--- Information provided ---
☆ ☆ ☆ ☆
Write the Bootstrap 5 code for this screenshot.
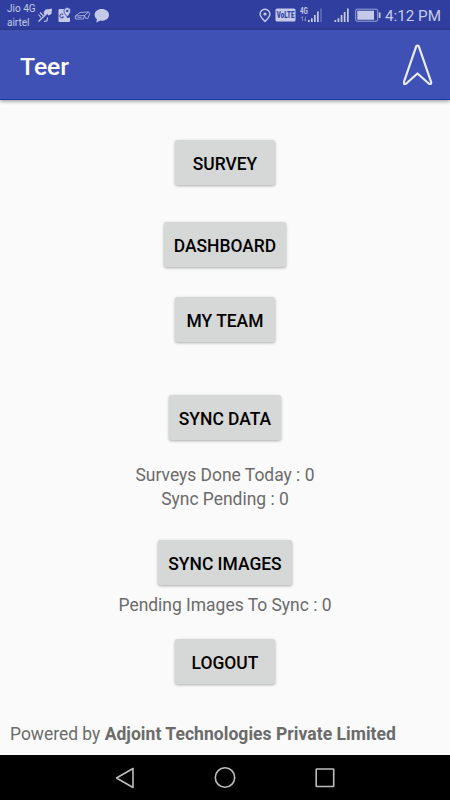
<!DOCTYPE html>
<html lang="en">
<head>
<meta charset="utf-8">
<meta name="viewport" content="width=device-width, initial-scale=1">
<title>Teer</title>
<link href="https://cdn.jsdelivr.net/npm/bootstrap@5.3.0/dist/css/bootstrap.min.css" rel="stylesheet">
<style>
body { font-family: Roboto, "Liberation Sans", sans-serif; background: #fafafa; color: #6b6b6b; font-size: 17.45px; line-height: 24px; }
.screen { width: 450px; height: 800px; }
.status { height: 30px; background: #303f9f; color: #c5cae9; }
.status svg { display: block; flex: none; }
.carrier { width: 37px; padding: 2px 0 0 7px; font-size: 10px; line-height: 13.5px; white-space: nowrap; }
.clock { width: 65px; font-size: 15.2px; line-height: 32px; white-space: nowrap; }
.appbar { height: 70px; background: #3f51b5; border-bottom: 1px solid #1a36ae; box-shadow: 0 1px 4px rgba(0,0,0,.45); padding: 0 17px 0 20px; }
.title { font-size: 24.7px; font-weight: 500; line-height: 30px; padding-top: 4px; }
.action { --bs-btn-bg: #d6d7d7; --bs-btn-color: #000; --bs-btn-hover-bg: #c9caca; --bs-btn-hover-color: #000; --bs-btn-border-width: 0; --bs-btn-border-radius: 2.5px; --bs-btn-padding-x: 10px; --bs-btn-padding-y: 0; --bs-btn-font-size: 17.45px; --bs-btn-font-weight: 500; height: 45px; min-width: 100px; padding-top: 3px; box-shadow: 0 1px 3px rgba(0,0,0,.32); text-transform: uppercase; }
.menu { padding-top: 40px; }
.gap-a { margin-top: 37px; } .gap-b { margin-top: 30px; } .gap-c { margin-top: 53px; }
.counts { margin-top: 23px; } .gap-d { margin-top: 29px; } .pending { margin-top: 8px; } .gap-e { margin-top: 22px; }
.credit { padding: 0 10px 9px; }
.credit b { font-size: 17.55px; letter-spacing: .035px; }
.softkeys { height: 45px; padding: 0 114px; }
</style>
<script src="https://cdn.jsdelivr.net/npm/bootstrap@5.3.0/dist/js/bootstrap.bundle.min.js"></script>
</head>
<body>
<div class="screen d-flex flex-column overflow-hidden">
  <div class="status d-flex flex-shrink-0">
    <div class="carrier">Jio 4G<br>airtel</div>
    <svg width="74" height="30" viewBox="37 0 74 30" fill="none" stroke="#c5cae9">
      <!-- satellite -->
      <path d="M38.500 21.500 51.500 9" stroke-width="1.3"/>
      <path d="M45.500 9.500 52 8.800 51.500 14 48.500 15.500 47 13.500 44.500 15 43.500 12.500Z" fill="#c5cae9" stroke="none"/>
      <path d="M38.500 14.500l2.500 3M40 12.500l3.500 3.500M44 21.500l3-.8.500-3.200" stroke-width="1.1"/>
      <!-- map -->
      <path d="M59.500 9H65l2 9 3-.5V21q0 1-1 1h-9.500q-1 0-1-1V10q0-1 1-1Z" fill="#c5cae9" stroke="none"/>
      <path d="M63.300 14.500a2 2 0 1 0 .2 2.600h-1.500" stroke="#303f9f" stroke-width="1"/>
      <path d="M67.300 7.500a3.400 3.400 0 0 1 3.400 3.400c0 2.200-3.400 6-3.400 6s-3.400-3.800-3.400-6a3.400 3.400 0 0 1 3.400-3.400Z" fill="#c5cae9" stroke="#303f9f" stroke-width=".8"/>
      <circle cx="67.300" cy="10.900" r="1.200" fill="#303f9f" stroke="none"/>
      <!-- car -->
      <path d="M75.300 16 80 12.500 88.500 12 89.800 13.500 88 18.300H85.500L84.500 15.500 75.300 16 75.500 19H83.500L84.500 15.500 88.500 12M77.500 17.300h4" stroke-width="1" opacity=".75"/>
      <!-- chat bubble -->
      <path d="M101.800 9c4.100 0 7.200 2.600 7.200 5.900s-3.100 5.800-7.200 5.800l-1.300-.1-4.300 1.900.8-3.300c-1.500-1.100-2.400-2.600-2.400-4.300 0-3.300 3.100-5.900 7.200-5.900Z" fill="#c5cae9" stroke="none"/>
    </svg>
    <svg class="ms-auto" width="127" height="30" viewBox="258 0 127 30" fill="#c5cae9">
      <path d="M265 9.200a4.900 4.900 0 0 1 4.900 4.900c0 3-4.900 7.300-4.900 7.300s-4.900-4.300-4.900-7.300a4.900 4.900 0 0 1 4.900-4.900Z" fill="none" stroke="#c5cae9" stroke-width="1.400"/>
      <circle cx="265" cy="14" r="1.600"/>
      <rect x="275.500" y="8.500" width="20" height="13" rx="1.500"/>
      <text transform="translate(276.800 18.300) scale(.69 1)" font-size="9" font-weight="900" fill="#303f9f">VoLTE</text>
      <text transform="translate(300 14) scale(.74 1)" font-size="8.500" font-weight="700">4G</text>
      <path d="M302.500 21v-4.500l-1.500 1.800M305.500 16.500V21l-1.500-2" fill="none" stroke="#c5cae9" stroke-width="1" opacity=".45"/>
      <path d="M308 20h1.700v2H308zM311 18.200h1.700V22H311zM314 15h1.700v7H314zM317 11.500h1.700V22H317z"/>
      <path d="M320.200 8.500h1.500V22h-1.500z" opacity=".35"/>
      <path d="M334.500 20h1.700v2h-1.700zM337.600 18.200h1.700V22h-1.700zM340.700 15h1.700v7h-1.700zM343.800 12h1.700v10h-1.700zM347 8.500h1.700V22H347z"/>
      <rect x="355.700" y="9.200" width="22" height="12" rx="1.500" fill="none" stroke="#c5cae9" stroke-width="1" opacity=".75"/>
      <path d="M357.300 10.700H374v9h-16.700zM378.800 12.500h1.700v5.500h-1.700z"/>
    </svg>
    <div class="clock">4:12 PM</div>
  </div>
  <header class="appbar d-flex flex-shrink-0 align-items-center justify-content-between text-white">
    <div class="title">Teer</div>
    <svg width="30" height="42" viewBox="403 44 30 42" fill="none" stroke="#e9ebf7" stroke-width="2.200" stroke-linejoin="round"><path d="M416.300 46.200q1.200-1.400 2.400 0L431 81.600q.8 3-2 2.200L417.500 73.500 406 83.800q-2.800.8-2-2.200Z"/></svg>
  </header>
  <main class="menu d-flex flex-column align-items-center flex-grow-1 text-center">
    <button class="btn action" type="button">Survey</button>
    <button class="btn action gap-a" type="button">Dashboard</button>
    <button class="btn action gap-b" type="button">My Team</button>
    <button class="btn action gap-c" type="button">Sync Data</button>
    <div class="counts">Surveys Done Today : 0<br>Sync Pending : 0</div>
    <button class="btn action gap-d" type="button">Sync Images</button>
    <div class="pending">Pending Images To Sync : 0</div>
    <button class="btn action gap-e" type="button">Logout</button>
  </main>
  <footer class="credit">Powered by <b>Adjoint Technologies Private Limited</b></footer>
  <nav class="softkeys bg-black d-flex flex-shrink-0 align-items-center justify-content-between">
    <svg width="22" height="24" fill="none" stroke="#bdbdbd" stroke-width="1.600" stroke-linejoin="round"><path d="M19 2.500v19L2.500 12Z"/></svg>
    <svg width="22" height="24" fill="none" stroke="#bdbdbd" stroke-width="1.600"><circle cx="11" cy="11.500" r="9.700"/></svg>
    <svg width="22" height="24" fill="none" stroke="#bdbdbd" stroke-width="1.600"><rect x="2.200" y="3" width="17.500" height="17.500" rx=".6"/></svg>
  </nav>
</div>
</body>
</html>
☆ ☆ ☆ ☆
--- Written task ---
Omit the pictures and output all of the other material exactly.

--- Output of the task ---
Write the Bootstrap 5 code for this screenshot.
<!DOCTYPE html>
<html lang="en">
<head>
<meta charset="utf-8">
<meta name="viewport" content="width=device-width, initial-scale=1">
<title>Teer</title>
<link href="https://cdn.jsdelivr.net/npm/bootstrap@5.3.0/dist/css/bootstrap.min.css" rel="stylesheet">
<style>
body { font-family: Roboto, "Liberation Sans", sans-serif; background: #fafafa; color: #6b6b6b; font-size: 17.45px; line-height: 24px; }
.screen { width: 450px; height: 800px; }
.status { height: 30px; background: #303f9f; color: #c5cae9; }
.status svg { display: block; flex: none; }
.carrier { width: 37px; padding: 2px 0 0 7px; font-size: 10px; line-height: 13.5px; white-space: nowrap; }
.clock { width: 65px; font-size: 15.2px; line-height: 32px; white-space: nowrap; }
.appbar { height: 70px; background: #3f51b5; border-bottom: 1px solid #1a36ae; box-shadow: 0 1px 4px rgba(0,0,0,.45); padding: 0 17px 0 20px; }
.title { font-size: 24.7px; font-weight: 500; line-height: 30px; padding-top: 4px; }
.action { --bs-btn-bg: #d6d7d7; --bs-btn-color: #000; --bs-btn-hover-bg: #c9caca; --bs-btn-hover-color: #000; --bs-btn-border-width: 0; --bs-btn-border-radius: 2.5px; --bs-btn-padding-x: 10px; --bs-btn-padding-y: 0; --bs-btn-font-size: 17.45px; --bs-btn-font-weight: 500; height: 45px; min-width: 100px; padding-top: 3px; box-shadow: 0 1px 3px rgba(0,0,0,.32); text-transform: uppercase; }
.menu { padding-top: 40px; }
.gap-a { margin-top: 37px; } .gap-b { margin-top: 30px; } .gap-c { margin-top: 53px; }
.counts { margin-top: 23px; } .gap-d { margin-top: 29px; } .pending { margin-top: 8px; } .gap-e { margin-top: 22px; }
.credit { padding: 0 10px 9px; }
.credit b { font-size: 17.55px; letter-spacing: .035px; }
.softkeys { height: 45px; padding: 0 114px; }
</style>
<script src="https://cdn.jsdelivr.net/npm/bootstrap@5.3.0/dist/js/bootstrap.bundle.min.js"></script>
</head>
<body>
<div class="screen d-flex flex-column overflow-hidden">
  <div class="status d-flex flex-shrink-0">
    <div class="carrier">Jio 4G<br>airtel</div>
    <svg width="74" height="30" viewBox="37 0 74 30" fill="none" stroke="#c5cae9">
      <!-- satellite -->
      <path d="M38.500 21.500 51.500 9" stroke-width="1.3"/>
      <path d="M45.500 9.500 52 8.800 51.500 14 48.500 15.500 47 13.500 44.500 15 43.500 12.500Z" fill="#c5cae9" stroke="none"/>
      <path d="M38.500 14.500l2.500 3M40 12.500l3.500 3.500M44 21.500l3-.8.500-3.200" stroke-width="1.1"/>
      <!-- map -->
      <path d="M59.500 9H65l2 9 3-.5V21q0 1-1 1h-9.500q-1 0-1-1V10q0-1 1-1Z" fill="#c5cae9" stroke="none"/>
      <path d="M63.300 14.500a2 2 0 1 0 .2 2.600h-1.500" stroke="#303f9f" stroke-width="1"/>
      <path d="M67.300 7.500a3.400 3.400 0 0 1 3.400 3.400c0 2.200-3.400 6-3.400 6s-3.400-3.800-3.400-6a3.400 3.400 0 0 1 3.400-3.400Z" fill="#c5cae9" stroke="#303f9f" stroke-width=".8"/>
      <circle cx="67.300" cy="10.900" r="1.200" fill="#303f9f" stroke="none"/>
      <!-- car -->
      <path d="M75.300 16 80 12.500 88.500 12 89.800 13.500 88 18.300H85.500L84.500 15.500 75.300 16 75.500 19H83.500L84.500 15.500 88.500 12M77.500 17.300h4" stroke-width="1" opacity=".75"/>
      <!-- chat bubble -->
      <path d="M101.800 9c4.100 0 7.200 2.600 7.200 5.900s-3.100 5.800-7.200 5.800l-1.300-.1-4.300 1.900.8-3.300c-1.500-1.100-2.400-2.600-2.400-4.300 0-3.300 3.100-5.900 7.200-5.900Z" fill="#c5cae9" stroke="none"/>
    </svg>
    <svg class="ms-auto" width="127" height="30" viewBox="258 0 127 30" fill="#c5cae9">
      <path d="M265 9.200a4.900 4.900 0 0 1 4.900 4.900c0 3-4.900 7.300-4.900 7.300s-4.900-4.300-4.900-7.300a4.900 4.900 0 0 1 4.900-4.900Z" fill="none" stroke="#c5cae9" stroke-width="1.400"/>
      <circle cx="265" cy="14" r="1.600"/>
      <rect x="275.500" y="8.500" width="20" height="13" rx="1.500"/>
      <text transform="translate(276.800 18.300) scale(.69 1)" font-size="9" font-weight="900" fill="#303f9f">VoLTE</text>
      <text transform="translate(300 14) scale(.74 1)" font-size="8.500" font-weight="700">4G</text>
      <path d="M302.500 21v-4.500l-1.500 1.800M305.500 16.500V21l-1.500-2" fill="none" stroke="#c5cae9" stroke-width="1" opacity=".45"/>
      <path d="M308 20h1.700v2H308zM311 18.200h1.700V22H311zM314 15h1.700v7H314zM317 11.500h1.700V22H317z"/>
      <path d="M320.200 8.500h1.500V22h-1.500z" opacity=".35"/>
      <path d="M334.500 20h1.700v2h-1.700zM337.600 18.200h1.700V22h-1.700zM340.700 15h1.700v7h-1.700zM343.800 12h1.700v10h-1.700zM347 8.500h1.700V22H347z"/>
      <rect x="355.700" y="9.200" width="22" height="12" rx="1.500" fill="none" stroke="#c5cae9" stroke-width="1" opacity=".75"/>
      <path d="M357.300 10.700H374v9h-16.700zM378.800 12.500h1.700v5.500h-1.700z"/>
    </svg>
    <div class="clock">4:12 PM</div>
  </div>
  <header class="appbar d-flex flex-shrink-0 align-items-center justify-content-between text-white">
    <div class="title">Teer</div>
    <svg width="30" height="42" viewBox="403 44 30 42" fill="none" stroke="#e9ebf7" stroke-width="2.200" stroke-linejoin="round"><path d="M416.300 46.200q1.200-1.400 2.400 0L431 81.600q.8 3-2 2.200L417.500 73.500 406 83.800q-2.800.8-2-2.200Z"/></svg>
  </header>
  <main class="menu d-flex flex-column align-items-center flex-grow-1 text-center">
    <button class="btn action" type="button">Survey</button>
    <button class="btn action gap-a" type="button">Dashboard</button>
    <button class="btn action gap-b" type="button">My Team</button>
    <button class="btn action gap-c" type="button">Sync Data</button>
    <div class="counts">Surveys Done Today : 0<br>Sync Pending : 0</div>
    <button class="btn action gap-d" type="button">Sync Images</button>
    <div class="pending">Pending Images To Sync : 0</div>
    <button class="btn action gap-e" type="button">Logout</button>
  </main>
  <footer class="credit">Powered by <b>Adjoint Technologies Private Limited</b></footer>
  <nav class="softkeys bg-black d-flex flex-shrink-0 align-items-center justify-content-between">
    <svg width="22" height="24" fill="none" stroke="#bdbdbd" stroke-width="1.600" stroke-linejoin="round"><path d="M19 2.500v19L2.500 12Z"/></svg>
    <svg width="22" height="24" fill="none" stroke="#bdbdbd" stroke-width="1.600"><circle cx="11" cy="11.500" r="9.700"/></svg>
    <svg width="22" height="24" fill="none" stroke="#bdbdbd" stroke-width="1.600"><rect x="2.200" y="3" width="17.500" height="17.500" rx=".6"/></svg>
  </nav>
</div>
</body>
</html>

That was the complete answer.